Sadly, the current socio-economic environment in Venezuela, and related personal security issues, effectively put this destination off limits as you will run far more risks topside than under the surface
Some readers may be new to diving and wonder about the importance of the factors mentioned above. The underwater world is beautiful but alien to humans – hence the need for SCUBA or self contained breathing apparatus. The hazards of this environment can be minimised with the right training and proper procedures so that the other definition of the sport’s acronym – some come up barely alive – never applies to you.
If you would like to learn more and, indeed, to take up the sport you should contact a reputable dive school/shop and sign up with a good instructor.
Depth is a critical consideration, not least because of increased pressure and the fact that the deeper you are the more air you use. Being further from the surface not only makes an emergency, such as lack of air, more urgent but also raises the risk of potential life-threatening issues on ascent. Possible nitrogen narcosis and consequent impaired judgement can also occur on deeper dives.
Visibility is important for navigation and for maintaining contact with your buddy, as well as for enjoyment of the dive.
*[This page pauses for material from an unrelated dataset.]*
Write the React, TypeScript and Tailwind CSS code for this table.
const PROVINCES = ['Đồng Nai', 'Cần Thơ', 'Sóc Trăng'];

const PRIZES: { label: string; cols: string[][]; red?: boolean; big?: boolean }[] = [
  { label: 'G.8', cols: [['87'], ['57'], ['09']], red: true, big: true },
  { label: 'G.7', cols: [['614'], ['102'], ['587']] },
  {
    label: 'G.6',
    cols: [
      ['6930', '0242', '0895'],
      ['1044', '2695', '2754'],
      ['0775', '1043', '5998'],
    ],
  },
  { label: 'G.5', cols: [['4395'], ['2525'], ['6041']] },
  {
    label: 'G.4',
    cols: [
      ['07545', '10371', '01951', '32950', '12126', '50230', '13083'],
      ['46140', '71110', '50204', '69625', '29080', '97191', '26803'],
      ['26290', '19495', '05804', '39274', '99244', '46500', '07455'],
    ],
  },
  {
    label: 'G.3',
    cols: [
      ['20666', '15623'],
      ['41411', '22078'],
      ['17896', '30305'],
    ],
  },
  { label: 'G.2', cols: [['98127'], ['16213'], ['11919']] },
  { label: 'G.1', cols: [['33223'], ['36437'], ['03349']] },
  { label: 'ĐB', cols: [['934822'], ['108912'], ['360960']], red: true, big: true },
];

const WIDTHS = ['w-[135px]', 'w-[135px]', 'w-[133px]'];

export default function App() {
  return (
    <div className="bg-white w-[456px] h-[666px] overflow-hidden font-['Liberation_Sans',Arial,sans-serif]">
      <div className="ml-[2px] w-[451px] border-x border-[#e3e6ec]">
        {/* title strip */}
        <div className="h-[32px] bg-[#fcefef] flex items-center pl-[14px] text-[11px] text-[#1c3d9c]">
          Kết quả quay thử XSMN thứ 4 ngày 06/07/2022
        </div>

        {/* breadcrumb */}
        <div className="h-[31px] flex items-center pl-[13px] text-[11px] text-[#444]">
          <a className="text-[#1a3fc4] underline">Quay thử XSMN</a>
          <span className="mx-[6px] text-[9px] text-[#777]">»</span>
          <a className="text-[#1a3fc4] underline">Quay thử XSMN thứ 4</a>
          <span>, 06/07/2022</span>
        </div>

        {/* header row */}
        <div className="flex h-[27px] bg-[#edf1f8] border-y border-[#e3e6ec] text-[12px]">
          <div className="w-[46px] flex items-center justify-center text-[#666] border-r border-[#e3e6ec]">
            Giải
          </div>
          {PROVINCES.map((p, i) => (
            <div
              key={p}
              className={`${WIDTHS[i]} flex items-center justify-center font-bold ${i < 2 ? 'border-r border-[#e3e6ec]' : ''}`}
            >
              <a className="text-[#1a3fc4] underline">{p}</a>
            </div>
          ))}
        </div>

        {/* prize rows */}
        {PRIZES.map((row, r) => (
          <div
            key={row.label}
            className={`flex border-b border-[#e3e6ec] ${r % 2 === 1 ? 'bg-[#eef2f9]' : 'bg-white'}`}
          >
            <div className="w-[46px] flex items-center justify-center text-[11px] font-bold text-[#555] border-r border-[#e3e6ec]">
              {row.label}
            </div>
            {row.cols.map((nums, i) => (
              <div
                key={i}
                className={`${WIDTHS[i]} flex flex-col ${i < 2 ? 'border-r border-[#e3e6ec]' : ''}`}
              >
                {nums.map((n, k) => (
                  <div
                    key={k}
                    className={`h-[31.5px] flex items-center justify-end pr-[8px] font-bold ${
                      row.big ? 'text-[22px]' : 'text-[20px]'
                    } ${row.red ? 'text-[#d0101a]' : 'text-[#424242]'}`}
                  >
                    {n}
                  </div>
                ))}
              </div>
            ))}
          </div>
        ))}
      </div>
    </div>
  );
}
Overhead environments such as wrecks and caverns pose special challenges because there is no ready escape to the surface and in the cave case you may need frequently to equalise the pressure in your ears due to depth changes in connecting passages.
Adverse currents can dramatically increase air use and create a risk of being separated from your buddy or of being swept away from the dive boat whilst rough seas can make re-boarding more challenging and sea-sickness more likely.